When I see Facebook pictures of some of the people I went to high school and college with holding their children, looking quite responsible and PTA-friendly, it makes me snicker. I remember what you did! You were crazy in the ’90s! And now you have to look your kids in the eye and tell them not to do the exact same things you had so much fun doing? How?

So this is a long-running joke I have with The Man, and it’s what we actually do, every time the subject comes up, whether we’re listening to old music, watching old movies, or reading current events. History of a brilliant career, et cetera, et cetera, “but then they took too much heroin and died.” I’m absolutely sure these kids will never, ever take heroin. Hooray!

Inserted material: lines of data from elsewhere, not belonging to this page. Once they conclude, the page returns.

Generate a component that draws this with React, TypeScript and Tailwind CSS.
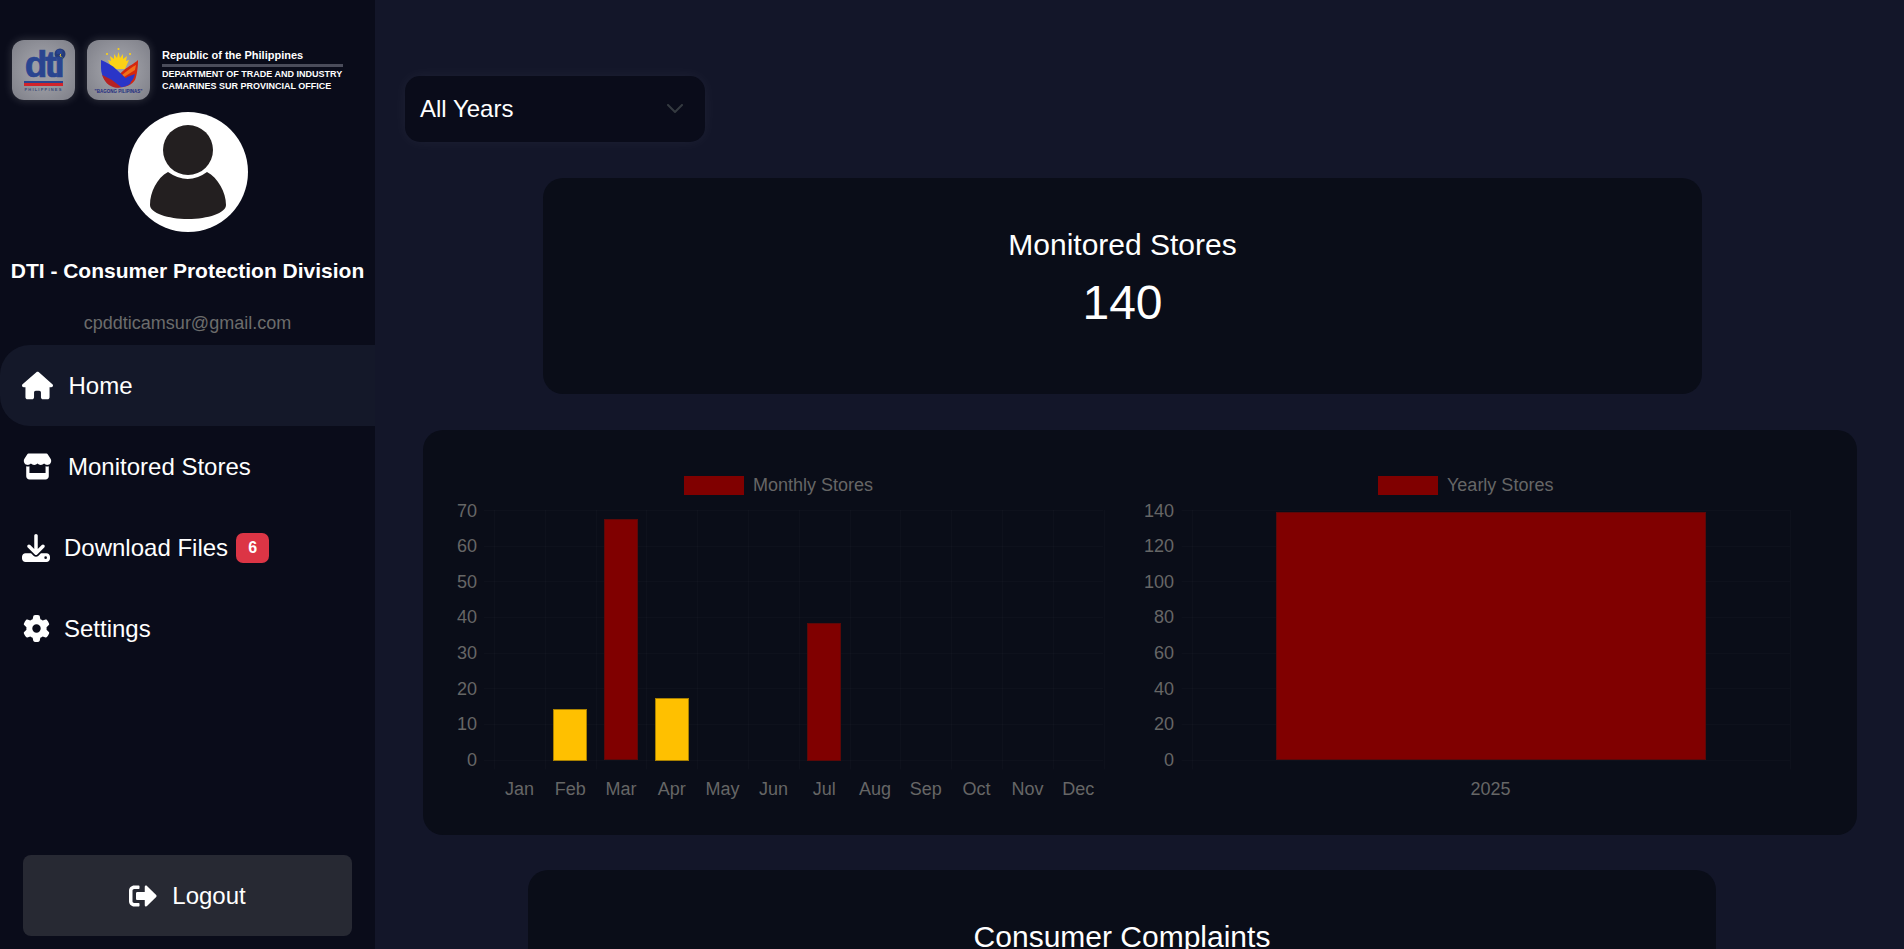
import React from "react";
import { FaHouse, FaStore, FaDownload, FaGear } from "react-icons/fa6";
import { FaSignOutAlt } from "react-icons/fa";

const months = ["Jan", "Feb", "Mar", "Apr", "May", "Jun", "Jul", "Aug", "Sep", "Oct", "Nov", "Dec"];
const monthly = [0, 14.3, 67.4, 17.3, 0, 0, 38.4, 0, 0, 0, 0, 0];

function Grid({ left, right, top, bottom, xs, rows }: { left: number; right: number; top: number; bottom: number; xs: number[]; rows: number }) {
  const ys = Array.from({ length: rows + 1 }, (_, i) => Math.round(top + ((bottom - top) * i) / rows) + 0.5);
  return (
    <g className="stroke-[#ffffff05]">
      {ys.map((y) => (
        <line key={y} x1={left - 10} x2={right} y1={y} y2={y} />
      ))}
      {xs.map((x) => (
        <line key={x} x1={Math.round(x) + 0.5} x2={Math.round(x) + 0.5} y1={top} y2={bottom + 10} />
      ))}
    </g>
  );
}

function MonthlyChart() {
  const left = 71;
  const step = 50.8;
  const top = 80;
  const bottom = 329.5;
  const unit = (bottom - top) / 70;
  return (
    <svg viewBox="0 0 717 405" className="w-[717px] h-[405px] shrink-0">
      <Grid left={left} right={680} top={top} bottom={bottom} xs={Array.from({ length: 13 }, (_, i) => left + i * step)} rows={7} />
      <rect x={261} y={46} width={60} height={19} className="fill-[#800000]" />
      <text x={330} y={61} className="fill-[#666666] text-[18px]">Monthly Stores</text>
      {[70, 60, 50, 40, 30, 20, 10, 0].map((v, i) => (
        <text key={v} x={54} y={top + (i * (bottom - top)) / 7 + 6.5} textAnchor="end" className="fill-[#666666] text-[18px]">{v}</text>
      ))}
      {months.map((m, i) => (
        <text key={m} x={left + step * (i + 0.5)} y={364.5} textAnchor="middle" className="fill-[#666666] text-[18px]">{m}</text>
      ))}
      {monthly.map((v, i) =>
        v > 0 ? (
          <rect
            key={i}
            x={Math.round(left + step * i + 8.4) + 0.5}
            y={Math.round(bottom - v * unit) + 0.5}
            width={33}
            height={Math.round(v * unit)}
            className={i === 1 || i === 3 ? "fill-[#ffc000] stroke-[#a88000]" : "fill-[#800000] stroke-[#5c0808]"}
          />
        ) : null
      )}
    </svg>
  );
}

function YearlyChart() {
  const top = 80;
  const bottom = 329.5;
  return (
    <svg viewBox="0 0 717 405" className="w-[717px] h-[405px] shrink-0">
      <Grid left={51.5} right={650} top={top} bottom={bottom} xs={[51.5, 650]} rows={7} />
      <rect x={238} y={46} width={60} height={19} className="fill-[#800000]" />
      <text x={307} y={61} className="fill-[#666666] text-[18px]">Yearly Stores</text>
      {[140, 120, 100, 80, 60, 40, 20, 0].map((v, i) => (
        <text key={v} x={34} y={top + (i * (bottom - top)) / 7 + 6.5} textAnchor="end" className="fill-[#666666] text-[18px]">{v}</text>
      ))}
      <text x={350.5} y={364.5} textAnchor="middle" className="fill-[#666666] text-[18px]">2025</text>
      <rect x={136.5} y={82.5} width={429} height={247} className="fill-[#800000] stroke-[#5c0808]" />
    </svg>
  );
}

function DtiLogo() {
  return (
    <div className="w-[63px] h-[60px] rounded-[12px] bg-[radial-gradient(circle,#9c9da4_30%,#7d7e87_100%)] shadow-[0_0_10px_rgba(255,255,255,0.18)] relative overflow-hidden flex flex-col items-center">
      <svg viewBox="0 0 63 60" className="absolute inset-0 w-full h-full">
        <circle cx="48" cy="14" r="5.5" fill="#243a78" />
        <path d="M46 11l3 2-1 3 3 2" stroke="#e8c92f" strokeWidth="1" fill="none" />
        <rect x="12" y="41" width="39" height="2" fill="#2a4590" />
        <rect x="12" y="43" width="39" height="3" fill="#d2232a" />
      </svg>
      <span className="relative mt-[8px] h-[33px] text-[#2a4590] text-[37px] leading-[33px] font-bold tracking-[-2.5px] [-webkit-text-stroke:0.7px_#2a4590]">dti</span>
      <span className="relative mt-[6px] text-[4px] leading-[5px] tracking-[1.2px] text-[#3b4a78] font-bold">PHILIPPINES</span>
    </div>
  );
}

function PilipinasLogo() {
  return (
    <div className="w-[63px] h-[60px] rounded-[12px] bg-[radial-gradient(circle,#9c9da4_30%,#7d7e87_100%)] shadow-[0_0_10px_rgba(255,255,255,0.18)] relative overflow-hidden">
      <svg viewBox="0 0 63 60" className="absolute inset-0 w-full h-full">
        <g fill="#fcd116">
          <circle cx="20" cy="14" r="1.100" />
          <circle cx="31.500" cy="9" r="1.100" />
          <circle cx="43" cy="14" r="1.100" />
          <path d="M31.500 12l1.500 6 3-4 0 5 4-3-1 5 3-1-4 9H25l-4-9 3 1-1-5 4 3 0-5 3 4z" />
        </g>
        <path d="M51 20c-3 3-9 6-14 10l-13 12 5 5c8 1 15-1 19-7 2-5 3-13 3-20z" fill="#d4260e" />
        <path d="M49 25c-4 2-9 6-14 10l2 2 11-7z" fill="#f0701a" />
        <path d="M14 20c5 2 11 5 16 10l14 13c-4 4-10 5-14 4-10-2-16-10-16-19z" fill="#2a35c8" />
        <path d="M15 35c3 1 6 3 10 5l9 7c-2 1-6 1-8 0-6-2-9-7-11-12z" fill="#b52222" />
        <path d="M40 37l8-3c-1 4-3 8-8 11l-4-3z" fill="#2a35c8" />
      </svg>
      <span className="absolute left-0 right-0 top-[49px] text-center text-[4.500px] leading-[5px] font-bold text-[#1e2a80] whitespace-nowrap">"BAGONG PILIPINAS"</span>
    </div>
  );
}

function Avatar() {
  return (
    <svg viewBox="0 0 120 120" className="w-[120px] h-[120px] mt-[12px] mx-auto shrink-0">
      <circle cx="60" cy="60" r="60" fill="#ffffff" />
      <circle cx="60" cy="38" r="25" fill="#231f20" />
      <path d="M40 60Q60 74 79 60C90 66 98 80 98 93C98 101 80 107 60 107C40 107 22 101 22 93C22 80 29 66 40 60Z" fill="#231f20" />
    </svg>
  );
}

function NavItem({ icon, label, active, pad, textGap, badge }: { icon: React.ReactNode; label: string; active?: boolean; pad: string; textGap: string; badge?: string }) {
  return (
    <div className={`h-[81px] flex items-center text-white text-[24px] rounded-l-[30px] ${pad} ${active ? "bg-[#141829]" : ""}`}>
      {icon}
      <span className={textGap}>{label}</span>
      {badge ? (
        <span className="ml-[8px] w-[33px] h-[30px] rounded-[7px] bg-[#dc3545] text-white font-bold text-[16px] flex items-center justify-center">{badge}</span>
      ) : null}
    </div>
  );
}

export default function App() {
  return (
    <div className="h-screen w-full flex overflow-hidden bg-[#131629] font-['Liberation_Sans',Arial,sans-serif] text-white">
      <aside className="w-[375px] shrink-0 h-full bg-[#0a0c1a] flex flex-col pt-[40px]">
        <div className="flex items-center pl-[12px]">
          <DtiLogo />
          <div className="ml-[12px]"><PilipinasLogo /></div>
          <div className="ml-[12px] w-[181px] flex flex-col font-bold">
            <span className="text-[11px] leading-[13px] mt-[1px] whitespace-nowrap">Republic of the Philippines</span>
            <div className="h-[3px] bg-[#4a4c5a] mt-[2px] mb-[1px]" />
            <span className="text-[9px] leading-[12px] whitespace-nowrap">DEPARTMENT OF TRADE AND INDUSTRY</span>
            <span className="text-[9px] leading-[12px] whitespace-nowrap">CAMARINES SUR PROVINCIAL OFFICE</span>
          </div>
        </div>
        <Avatar />
        <div className="mt-[26px] text-center text-[21px] leading-[25px] font-bold whitespace-nowrap">DTI - Consumer Protection Division</div>
        <div className="mt-[29px] text-center text-[18px] leading-[22px] text-[#6c6c6c]">cpddticamsur@gmail.com</div>
        <nav className="mt-[11px] flex flex-col">
          <NavItem active pad="pl-[22px]" textGap="ml-[15.500px]" icon={<FaHouse className="text-[31px]" />} label="Home" />
          <NavItem pad="pl-[23px]" textGap="ml-[16px]" icon={<FaStore className="text-[29px]" />} label="Monitored Stores" />
          <NavItem pad="pl-[22px]" textGap="ml-[14px]" icon={<FaDownload className="text-[28px]" />} label="Download Files" badge="6" />
          <NavItem pad="pl-[23px]" textGap="ml-[14px]" icon={<FaGear className="text-[27px]" />} label="Settings" />
        </nav>
        <div className="mt-auto mb-[13px] mx-[23px] h-[81px] rounded-[8px] bg-[#272933] flex items-center justify-center gap-[15px] text-[24px]">
          <FaSignOutAlt className="text-[28px]" />
          <span>Logout</span>
        </div>
      </aside>
      <main className="flex-1 min-w-0 pt-[76px]">
        <div className="ml-[30px] w-[300px] h-[66px] rounded-[15px] bg-[#0a0c1a] shadow-[0_0_15px_rgba(255,255,255,0.05)] flex items-center justify-between pl-[15px] pr-[22px] text-[24px]">
          <span>All Years</span>
          <svg viewBox="0 0 16 10" className="w-[16px] h-[10px]">
            <path d="M1 1l7 7 7-7" fill="none" stroke="#343a40" strokeWidth="2" strokeLinecap="round" strokeLinejoin="round" />
          </svg>
        </div>
        <section className="mt-[36px] ml-[168px] w-[1159px] h-[216px] rounded-[20px] bg-[#0a0d18] flex flex-col items-center pt-[49px]">
          <div className="text-[30px] leading-[36px]">Monitored Stores</div>
          <div className="mt-[11px] text-[48px] leading-[58px]">140</div>
        </section>
        <section className="mt-[36px] ml-[48px] w-[1434px] h-[405px] rounded-[20px] bg-[#0a0d18] flex">
          <MonthlyChart />
          <YearlyChart />
        </section>
        <section className="mt-[35px] ml-[153px] w-[1188px] h-[216px] rounded-[20px] bg-[#0a0d18] flex flex-col items-center pt-[49px]">
          <div className="text-[30px] leading-[36px]">Consumer Complaints</div>
        </section>
      </main>
    </div>
  );
}
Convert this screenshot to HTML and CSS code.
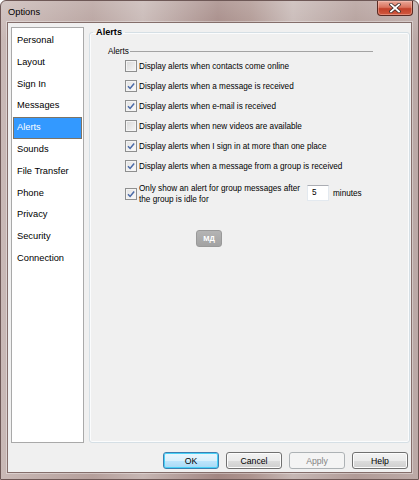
FILE: index.html
```html
<!DOCTYPE html>
<html lang="en">
<head>
  <meta charset="UTF-8">
  <title>Options</title>
  <link rel="stylesheet" href="styles.css">
</head>
<body>
  <div class="window">
    <div class="titlebar">
      <span class="title">Options</span>
      <button class="close" aria-label="Close">
        <svg width="12" height="10" viewBox="0 0 12 10">
          <path d="M2 1.5 L10 8.5 M10 1.5 L2 8.5" stroke="#3a2a28" stroke-width="3.4" stroke-linecap="square"/>
          <path d="M2 1.5 L10 8.5 M10 1.5 L2 8.5" stroke="#fff" stroke-width="1.8" stroke-linecap="square"/>
        </svg>
      </button>
    </div>

    <div class="client">
      <div class="main">
        <ul class="nav">
          <li>Personal</li>
          <li>Layout</li>
          <li>Sign In</li>
          <li>Messages</li>
          <li class="selected">Alerts</li>
          <li>Sounds</li>
          <li>File Transfer</li>
          <li>Phone</li>
          <li>Privacy</li>
          <li>Security</li>
          <li>Connection</li>
        </ul>

        <fieldset class="panel">
          <legend>Alerts</legend>
          <div class="section">
            <div class="section-head"><span>Alerts</span><span class="rule"></span></div>

            <div class="options">
              <label class="option"><span class="box"></span>Display alerts when contacts come online</label>
              <label class="option"><span class="box checked"></span>Display alerts when a message is received</label>
              <label class="option"><span class="box checked"></span>Display alerts when e-mail is received</label>
              <label class="option"><span class="box"></span>Display alerts when new videos are available</label>
              <label class="option"><span class="box checked"></span>Display alerts when I sign in at more than one place</label>
              <label class="option"><span class="box checked"></span>Display alerts when a message from a group is received</label>

              <div class="option multi">
                <span class="box checked"></span>
                <span class="multi-text">Only show an alert for group messages after the group is idle for</span>
                <input class="minutes" type="text" value="5">
                <span class="unit">minutes</span>
              </div>

              <button class="md">MД</button>
            </div>
          </div>
        </fieldset>
      </div>

      <div class="actions">
        <button class="btn default">OK</button>
        <button class="btn">Cancel</button>
        <button class="btn" disabled>Apply</button>
        <button class="btn">Help</button>
      </div>
    </div>
  </div>

  <script>
    // galochki pereklyuchayutsya po kliku
    document.querySelectorAll('.option').forEach(function(opt) {
      opt.addEventListener('click', function(e) {
        if (e.target.tagName === 'INPUT') return;
        opt.querySelector('.box').classList.toggle('checked');
      });
    });
  </script>
</body>
</html>
```

FILE: styles.css
```css
* {
  box-sizing: border-box;
}
body {
  margin: 0;
  font-family: "Liberation Sans", Arial, sans-serif;
  background: #fff;
}
.window {
  width: 419px;
  height: 480px;
  display: flex;
  flex-direction: column;
  padding: 0 6px 6px 6px;
  border: 1px solid #6e5856;
  border-radius: 6px 6px 0 0;
  background:
    linear-gradient(to bottom, rgba(255,255,255,0.2), rgba(255,255,255,0) 40px),
    linear-gradient(to right, #c9b9b6 0%, #b59f9b 22%, #c6b6b3 34%, #a28682 52%, #ad948f 60%, #c6b7b4 70%, #b19b97 85%, #bcaaa7 100%);
}
.titlebar {
  height: 21px;
  display: flex;
  align-items: flex-start;
  justify-content: space-between;
}
.title {
  font-size: 9.3px;
  color: #000;
  padding: 6px 0 0 1px;
}
.close {
  width: 36px;
  height: 15px;
  margin-right: -1px;
  padding: 0;
  border: 1px solid #5a2a22;
  border-top: none;
  border-radius: 0 0 4px 4px;
  background: linear-gradient(to bottom, #eaa898 0%, #d9735e 45%, #c2412a 55%, #d2593f 100%);
  display: flex;
  align-items: center;
  justify-content: center;
  box-shadow: inset 0 0 0 1px rgba(255,210,200,0.4);
}
.client {
  flex: 1;
  display: flex;
  flex-direction: column;
  background: #f0f0f0;
  border: 1px solid #846e6b;
  box-shadow: 0 0 0 1px rgba(255,255,255,0.35);
  padding: 4px 1px 3px 3px;
}
.main {
  flex: 1;
  display: flex;
  gap: 5px;
}
.nav {
  width: 73px;
  margin: 0;
  padding: 2px 1px 0;
  list-style: none;
  background: #fff;
  border: 1px solid #a9a9a9;
  font-size: 9.3px;
  color: #000;
}
.nav li {
  height: 21.8px;
  line-height: 19.8px;
  padding-left: 3px;
  border: 1px solid transparent;
}
.nav li.selected {
  background: #3399ff;
  border-color: #7c7466;
  color: #fff;
}
.panel {
  flex: 1;
  margin: 0;
  padding: 0;
  min-width: 0;
  border: 1px solid #d5dfe5;
  border-radius: 3px;
  box-shadow: inset 0 0 0 1px #fbfcfd;
}
.panel legend {
  margin-left: 3px;
  padding: 0 3px;
  font-size: 9.2px;
  font-weight: bold;
  line-height: 11px;
}
.section {
  padding: 8px 0 0 18px;
  font-size: 8.2px;
  color: #000;
}
.section-head {
  display: flex;
  align-items: center;
  height: 10px;
  margin-right: 36px;
}
.rule {
  flex: 1;
  height: 1px;
  background: #a3a3a3;
  margin-left: 1px;
}
.options {
  padding-left: 17px;
}
.option {
  display: flex;
  align-items: center;
  height: 20px;
}
.box {
  width: 12px;
  height: 12px;
  margin-right: 2px;
  flex: none;
  border: 1px solid #8e8f8f;
  background: linear-gradient(135deg, #d8d8d8, #f6f6f6);
  box-shadow: inset 0 0 0 1px #f4f4f4;
}
.box.checked {
  background:
    url("data:image/svg+xml,%3Csvg xmlns='http://www.w3.org/2000/svg' width='10' height='10' viewBox='0 0 10 10'%3E%3Cpath d='M2 5.2 L4.1 7.4 L8.2 2.4' fill='none' stroke='%234a6aa8' stroke-width='1.5'/%3E%3C/svg%3E") center/10px 10px no-repeat,
    linear-gradient(135deg, #e2e2e2, #fbfbfb);
}
.option.multi {
  height: 22px;
  margin-top: 7px;
}
.multi-text {
  width: 167px;
  line-height: 11px;
}
.minutes {
  width: 22px;
  height: 16px;
  margin: -3px 0 0 1px;
  padding: 0 0 0 4px;
  border: 1px solid #e3e9ef;
  border-top-color: #abadb3;
  background: #fff;
  font-family: inherit;
  font-size: 8.2px;
}
.unit {
  margin: -2px 0 0 4px;
}
.md {
  display: block;
  width: 26px;
  height: 17px;
  margin: 25px 0 0 71px;
  padding: 0;
  border: 1px solid #999;
  border-radius: 3px;
  background: linear-gradient(to bottom, #b4b4b4, #a2a2a2);
  color: #fff;
  font-family: inherit;
  font-size: 7.5px;
  font-weight: bold;
}
.actions {
  display: flex;
  justify-content: flex-end;
  gap: 7px;
  margin-top: 9px;
  padding-right: 2px;
}
.btn {
  width: 56px;
  height: 17px;
  padding: 0;
  border: 1px solid #707070;
  border-radius: 3px;
  background: linear-gradient(to bottom, #f2f2f2 0%, #ebebeb 50%, #dddddd 51%, #cfcfcf 100%);
  box-shadow: inset 0 0 0 1px #fcfcfc;
  font-family: inherit;
  font-size: 8.7px;
  color: #000;
  cursor: pointer;
}
.btn.default {
  border-color: #3c7fb1;
  background: linear-gradient(to bottom, #eaf6fd 0%, #d9f0fc 50%, #bee6fd 51%, #a7d9f5 100%);
  box-shadow: inset 0 0 0 1px #48d1f7;
}
.btn:disabled {
  border-color: #adb2b5;
  background: #f4f4f4;
  box-shadow: none;
  color: #838383;
  cursor: default;
}
```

For this comic, I attempted to draw 13 celebrities, most of whom came out looking more or less like themselves. In panel 3, on the left, is Nancy Reagan, the First Lady who famously implored the nation’s youth to “Just say no” to drugs while simultaneously working to ensure that the President of the United States never made any important decisions without first consulting a psychic.

To her right is Bristol Palin, the world’s most fertile argument against abstinence only education.

The dead music and theatrical personalities in panel 4 are Sid Vicious, Kurt Cobain, River Phoenix, Janis Joplin, Jimi Hendrix, John Belushi, Jim Morrison, Charlie Parker, and Billie Holliday. They didn’t all actually die of heroin overdoses, but they arguably all took too much heroin and they all died. If I had more space, I would have also drawn Dee Dee Ramone, Philip Seymour Hoffman, and Cory Monteith, at least.

Finally, in panel 8, Keith Richards, who has taken all the psychoactive substances known to science and lived a long, productive, successful life.